The most interesting perspective on the whole situation came from Nomar Garciapara who played with Ortiz and Ramirez and was in Boston today as the Red Sox were playing the A's. Nomar said that he knows of many players who refused to be tested which would result in an automatic admission of guilt. He claims players did this because they wanted testing in baseball and they assumed the tests would remain anonymous. This is interesting because over 5% of players tested positive during this test period and MLB officials said that if over 5% tested positive they would implement mandatory random testing.

So Nomar is claiming that players wanted testing and felt that not subjecting themselves to this test, which would as stated above result in them being deemed guilty, would be the best way to go about getting testing.
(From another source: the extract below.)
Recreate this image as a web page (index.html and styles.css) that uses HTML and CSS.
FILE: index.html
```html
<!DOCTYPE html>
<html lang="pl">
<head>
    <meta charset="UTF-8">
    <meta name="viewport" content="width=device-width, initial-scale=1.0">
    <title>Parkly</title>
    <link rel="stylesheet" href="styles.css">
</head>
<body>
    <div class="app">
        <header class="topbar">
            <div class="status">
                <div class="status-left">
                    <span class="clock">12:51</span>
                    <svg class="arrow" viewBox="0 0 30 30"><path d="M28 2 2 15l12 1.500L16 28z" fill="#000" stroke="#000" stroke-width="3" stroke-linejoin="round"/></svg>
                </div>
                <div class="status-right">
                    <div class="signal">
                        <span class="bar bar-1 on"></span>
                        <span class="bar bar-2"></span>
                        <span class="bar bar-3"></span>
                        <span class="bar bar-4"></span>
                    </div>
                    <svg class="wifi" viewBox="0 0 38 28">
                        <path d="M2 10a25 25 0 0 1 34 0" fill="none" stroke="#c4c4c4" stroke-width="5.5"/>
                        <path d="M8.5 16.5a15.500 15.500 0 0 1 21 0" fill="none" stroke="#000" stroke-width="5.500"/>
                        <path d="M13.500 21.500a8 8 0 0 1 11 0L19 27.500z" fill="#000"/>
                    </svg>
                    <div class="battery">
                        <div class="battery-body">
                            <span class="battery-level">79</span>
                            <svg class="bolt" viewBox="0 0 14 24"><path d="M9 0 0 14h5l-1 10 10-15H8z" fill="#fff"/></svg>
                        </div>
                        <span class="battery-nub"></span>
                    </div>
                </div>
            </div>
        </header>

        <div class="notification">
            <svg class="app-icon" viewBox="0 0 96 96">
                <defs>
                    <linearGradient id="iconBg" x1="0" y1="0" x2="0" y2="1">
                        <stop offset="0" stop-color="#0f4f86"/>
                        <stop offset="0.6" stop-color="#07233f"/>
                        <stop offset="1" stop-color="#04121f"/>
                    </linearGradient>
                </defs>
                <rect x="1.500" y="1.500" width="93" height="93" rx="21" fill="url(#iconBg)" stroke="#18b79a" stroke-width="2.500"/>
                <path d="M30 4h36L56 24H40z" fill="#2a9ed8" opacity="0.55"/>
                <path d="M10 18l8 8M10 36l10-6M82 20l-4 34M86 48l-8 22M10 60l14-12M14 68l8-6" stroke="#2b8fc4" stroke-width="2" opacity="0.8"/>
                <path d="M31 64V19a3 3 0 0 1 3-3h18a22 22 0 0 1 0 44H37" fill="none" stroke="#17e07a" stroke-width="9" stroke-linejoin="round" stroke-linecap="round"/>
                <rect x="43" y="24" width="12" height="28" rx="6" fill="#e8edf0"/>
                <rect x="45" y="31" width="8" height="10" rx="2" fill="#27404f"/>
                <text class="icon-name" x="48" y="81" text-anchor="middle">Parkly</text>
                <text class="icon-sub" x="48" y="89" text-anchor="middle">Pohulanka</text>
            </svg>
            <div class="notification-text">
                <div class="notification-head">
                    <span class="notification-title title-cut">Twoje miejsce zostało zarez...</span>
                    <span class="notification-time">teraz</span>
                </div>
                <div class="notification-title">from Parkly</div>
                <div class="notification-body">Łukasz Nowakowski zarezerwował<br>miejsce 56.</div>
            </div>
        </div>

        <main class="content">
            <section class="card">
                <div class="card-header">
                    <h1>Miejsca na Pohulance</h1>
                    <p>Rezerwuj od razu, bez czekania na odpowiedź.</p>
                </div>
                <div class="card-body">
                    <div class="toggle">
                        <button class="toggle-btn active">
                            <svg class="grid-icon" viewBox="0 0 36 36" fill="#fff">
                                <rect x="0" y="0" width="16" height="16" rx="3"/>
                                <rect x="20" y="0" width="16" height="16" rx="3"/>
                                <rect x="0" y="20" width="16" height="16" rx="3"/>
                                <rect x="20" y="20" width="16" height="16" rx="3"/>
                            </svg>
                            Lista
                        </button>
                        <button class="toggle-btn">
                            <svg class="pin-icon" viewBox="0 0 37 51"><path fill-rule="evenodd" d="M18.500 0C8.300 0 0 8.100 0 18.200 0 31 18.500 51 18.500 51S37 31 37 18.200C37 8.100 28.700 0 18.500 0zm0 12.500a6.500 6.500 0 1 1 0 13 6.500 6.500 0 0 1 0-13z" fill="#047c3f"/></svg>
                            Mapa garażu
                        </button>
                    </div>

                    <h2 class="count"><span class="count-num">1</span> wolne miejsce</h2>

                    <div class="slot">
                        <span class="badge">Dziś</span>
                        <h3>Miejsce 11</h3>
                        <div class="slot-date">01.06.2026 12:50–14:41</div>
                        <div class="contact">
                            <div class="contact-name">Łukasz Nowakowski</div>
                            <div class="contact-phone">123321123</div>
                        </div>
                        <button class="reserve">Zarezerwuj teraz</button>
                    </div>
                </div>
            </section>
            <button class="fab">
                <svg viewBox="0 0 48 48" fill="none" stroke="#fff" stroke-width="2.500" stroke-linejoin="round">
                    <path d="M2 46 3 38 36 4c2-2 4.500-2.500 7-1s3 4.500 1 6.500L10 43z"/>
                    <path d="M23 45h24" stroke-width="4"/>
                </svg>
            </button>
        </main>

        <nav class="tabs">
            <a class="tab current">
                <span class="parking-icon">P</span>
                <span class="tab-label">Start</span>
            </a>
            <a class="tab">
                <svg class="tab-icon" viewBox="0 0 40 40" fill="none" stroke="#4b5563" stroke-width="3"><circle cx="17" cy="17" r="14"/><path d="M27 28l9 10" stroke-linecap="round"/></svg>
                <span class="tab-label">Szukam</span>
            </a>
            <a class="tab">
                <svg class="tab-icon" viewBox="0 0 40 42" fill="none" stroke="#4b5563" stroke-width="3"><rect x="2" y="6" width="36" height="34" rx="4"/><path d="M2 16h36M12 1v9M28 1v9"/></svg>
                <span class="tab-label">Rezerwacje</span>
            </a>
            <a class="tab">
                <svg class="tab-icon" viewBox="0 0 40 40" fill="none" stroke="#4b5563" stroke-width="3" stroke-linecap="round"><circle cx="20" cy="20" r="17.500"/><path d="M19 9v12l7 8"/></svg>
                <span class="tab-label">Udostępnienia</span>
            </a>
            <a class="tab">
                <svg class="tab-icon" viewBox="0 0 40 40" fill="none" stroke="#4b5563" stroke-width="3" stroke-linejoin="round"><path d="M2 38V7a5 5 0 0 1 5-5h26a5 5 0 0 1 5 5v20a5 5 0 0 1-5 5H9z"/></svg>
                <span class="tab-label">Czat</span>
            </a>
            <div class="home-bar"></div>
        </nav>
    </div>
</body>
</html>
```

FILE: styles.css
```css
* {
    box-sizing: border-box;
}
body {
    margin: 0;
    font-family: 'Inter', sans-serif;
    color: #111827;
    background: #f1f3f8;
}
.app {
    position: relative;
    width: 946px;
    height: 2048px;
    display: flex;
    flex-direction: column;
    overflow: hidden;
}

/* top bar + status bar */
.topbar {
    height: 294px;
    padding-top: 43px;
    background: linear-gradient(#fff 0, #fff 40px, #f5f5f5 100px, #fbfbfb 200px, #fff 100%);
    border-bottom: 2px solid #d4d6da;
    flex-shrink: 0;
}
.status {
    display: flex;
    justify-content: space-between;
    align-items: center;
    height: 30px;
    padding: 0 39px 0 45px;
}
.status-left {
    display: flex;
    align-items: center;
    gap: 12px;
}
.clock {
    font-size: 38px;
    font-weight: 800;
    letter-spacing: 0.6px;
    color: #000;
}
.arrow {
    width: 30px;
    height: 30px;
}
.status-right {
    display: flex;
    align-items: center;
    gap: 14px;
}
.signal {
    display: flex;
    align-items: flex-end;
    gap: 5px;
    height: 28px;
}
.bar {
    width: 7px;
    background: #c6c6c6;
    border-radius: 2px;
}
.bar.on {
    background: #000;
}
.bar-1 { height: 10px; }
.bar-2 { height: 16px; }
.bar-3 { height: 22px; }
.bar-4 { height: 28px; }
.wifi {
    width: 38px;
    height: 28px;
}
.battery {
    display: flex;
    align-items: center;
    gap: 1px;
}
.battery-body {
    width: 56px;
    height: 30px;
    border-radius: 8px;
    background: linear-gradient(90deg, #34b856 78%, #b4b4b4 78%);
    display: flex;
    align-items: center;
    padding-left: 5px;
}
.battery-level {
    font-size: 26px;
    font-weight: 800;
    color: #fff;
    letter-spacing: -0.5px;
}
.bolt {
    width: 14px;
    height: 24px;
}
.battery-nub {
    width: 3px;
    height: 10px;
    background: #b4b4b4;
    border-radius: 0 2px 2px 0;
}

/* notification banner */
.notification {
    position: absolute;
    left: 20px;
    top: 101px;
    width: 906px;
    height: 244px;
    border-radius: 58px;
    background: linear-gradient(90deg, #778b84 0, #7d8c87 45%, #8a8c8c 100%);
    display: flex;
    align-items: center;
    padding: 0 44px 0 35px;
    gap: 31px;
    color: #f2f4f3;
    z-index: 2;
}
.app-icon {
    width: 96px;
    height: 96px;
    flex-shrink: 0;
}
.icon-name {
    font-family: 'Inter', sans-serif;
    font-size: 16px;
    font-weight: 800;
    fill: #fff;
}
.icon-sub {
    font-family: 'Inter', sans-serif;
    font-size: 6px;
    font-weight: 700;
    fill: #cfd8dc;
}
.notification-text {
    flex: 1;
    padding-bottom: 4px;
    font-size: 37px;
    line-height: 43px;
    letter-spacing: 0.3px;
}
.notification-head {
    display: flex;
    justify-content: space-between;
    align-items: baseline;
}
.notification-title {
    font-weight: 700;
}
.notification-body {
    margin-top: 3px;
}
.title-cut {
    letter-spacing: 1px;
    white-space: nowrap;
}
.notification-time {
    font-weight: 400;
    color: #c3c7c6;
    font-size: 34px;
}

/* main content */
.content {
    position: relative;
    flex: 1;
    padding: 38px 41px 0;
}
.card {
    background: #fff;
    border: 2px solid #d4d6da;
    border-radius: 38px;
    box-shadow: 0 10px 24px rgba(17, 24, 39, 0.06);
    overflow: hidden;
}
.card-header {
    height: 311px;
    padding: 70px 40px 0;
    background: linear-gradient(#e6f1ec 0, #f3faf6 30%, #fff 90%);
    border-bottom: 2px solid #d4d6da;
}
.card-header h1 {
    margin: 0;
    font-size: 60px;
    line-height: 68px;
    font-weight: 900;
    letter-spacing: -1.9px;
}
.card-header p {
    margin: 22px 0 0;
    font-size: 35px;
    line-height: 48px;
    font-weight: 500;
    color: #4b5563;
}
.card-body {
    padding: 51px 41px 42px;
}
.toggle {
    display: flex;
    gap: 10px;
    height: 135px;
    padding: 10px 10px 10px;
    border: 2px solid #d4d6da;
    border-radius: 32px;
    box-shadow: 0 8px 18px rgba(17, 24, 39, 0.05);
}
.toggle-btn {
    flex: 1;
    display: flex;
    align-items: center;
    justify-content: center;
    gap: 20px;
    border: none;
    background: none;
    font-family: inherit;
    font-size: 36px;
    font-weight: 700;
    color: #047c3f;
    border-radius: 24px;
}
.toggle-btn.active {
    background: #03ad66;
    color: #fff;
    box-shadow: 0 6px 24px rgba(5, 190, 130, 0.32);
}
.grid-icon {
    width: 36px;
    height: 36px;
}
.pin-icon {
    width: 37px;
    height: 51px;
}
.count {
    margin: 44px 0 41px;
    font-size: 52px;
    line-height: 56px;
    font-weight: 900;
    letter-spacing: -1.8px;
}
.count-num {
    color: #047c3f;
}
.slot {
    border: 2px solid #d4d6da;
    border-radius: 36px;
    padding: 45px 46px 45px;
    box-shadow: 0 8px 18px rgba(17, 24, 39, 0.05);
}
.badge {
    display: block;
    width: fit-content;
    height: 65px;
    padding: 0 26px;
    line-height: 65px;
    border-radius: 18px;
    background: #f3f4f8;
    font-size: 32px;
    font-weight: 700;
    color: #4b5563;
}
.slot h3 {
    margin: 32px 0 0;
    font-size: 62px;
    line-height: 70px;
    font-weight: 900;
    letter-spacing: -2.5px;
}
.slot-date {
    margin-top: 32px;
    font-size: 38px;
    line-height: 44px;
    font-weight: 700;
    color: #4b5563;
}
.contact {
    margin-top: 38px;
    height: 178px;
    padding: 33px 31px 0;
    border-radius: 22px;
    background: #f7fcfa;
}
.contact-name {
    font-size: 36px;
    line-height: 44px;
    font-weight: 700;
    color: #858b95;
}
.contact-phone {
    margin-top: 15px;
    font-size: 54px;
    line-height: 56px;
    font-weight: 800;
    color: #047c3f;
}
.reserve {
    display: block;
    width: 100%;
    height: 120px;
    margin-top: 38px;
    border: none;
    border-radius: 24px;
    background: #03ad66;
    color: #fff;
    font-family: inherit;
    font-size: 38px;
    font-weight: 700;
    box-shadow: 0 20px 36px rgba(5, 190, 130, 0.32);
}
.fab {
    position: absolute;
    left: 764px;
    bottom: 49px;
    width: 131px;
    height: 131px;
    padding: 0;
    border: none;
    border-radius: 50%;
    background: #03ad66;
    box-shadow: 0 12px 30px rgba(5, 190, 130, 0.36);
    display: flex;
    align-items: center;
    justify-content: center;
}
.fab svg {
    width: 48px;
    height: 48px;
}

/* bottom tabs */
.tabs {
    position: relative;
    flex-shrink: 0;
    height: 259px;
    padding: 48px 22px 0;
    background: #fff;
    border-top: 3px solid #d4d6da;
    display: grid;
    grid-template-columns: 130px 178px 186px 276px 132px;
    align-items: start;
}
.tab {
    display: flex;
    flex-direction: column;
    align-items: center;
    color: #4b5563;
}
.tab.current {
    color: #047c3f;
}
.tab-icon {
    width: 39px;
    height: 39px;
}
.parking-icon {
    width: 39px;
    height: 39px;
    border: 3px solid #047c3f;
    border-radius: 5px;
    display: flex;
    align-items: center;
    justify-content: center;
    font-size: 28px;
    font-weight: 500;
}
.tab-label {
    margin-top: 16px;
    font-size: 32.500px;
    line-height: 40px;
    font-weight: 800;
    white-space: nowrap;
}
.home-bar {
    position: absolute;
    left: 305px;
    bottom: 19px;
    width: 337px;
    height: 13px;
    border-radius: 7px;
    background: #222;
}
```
Maybe Nomar is saying this because his name was on the list as well or maybe it is the truth. In either case this was not the route Manny or Ortiz took. In a statement he released today Ortiz said, "Based on the way I have lived my life, I am surprised to learn I tested positive." This obviously means that he didn't just refuse testing but allowed himself to be tested and was caught.

Either way this whole story is one that will allow the steroids and baseball talk to continue. As for the Red Sox or as Baby J has now dubbed them the "Roid Sox" they will go about business as usual. I'd come up for a clever steroid related nickname for the Blue Jays but they are so irrelevant it wouldn't be worth my time. The Sox will continue to win games and continue to be a threat in the AL. Whether they do it clean or on the juice I really don't care. I don't watch sports to learn about values and morals.

One last thing. If there is a God then Derek Jeter will be the next name revealed on this list.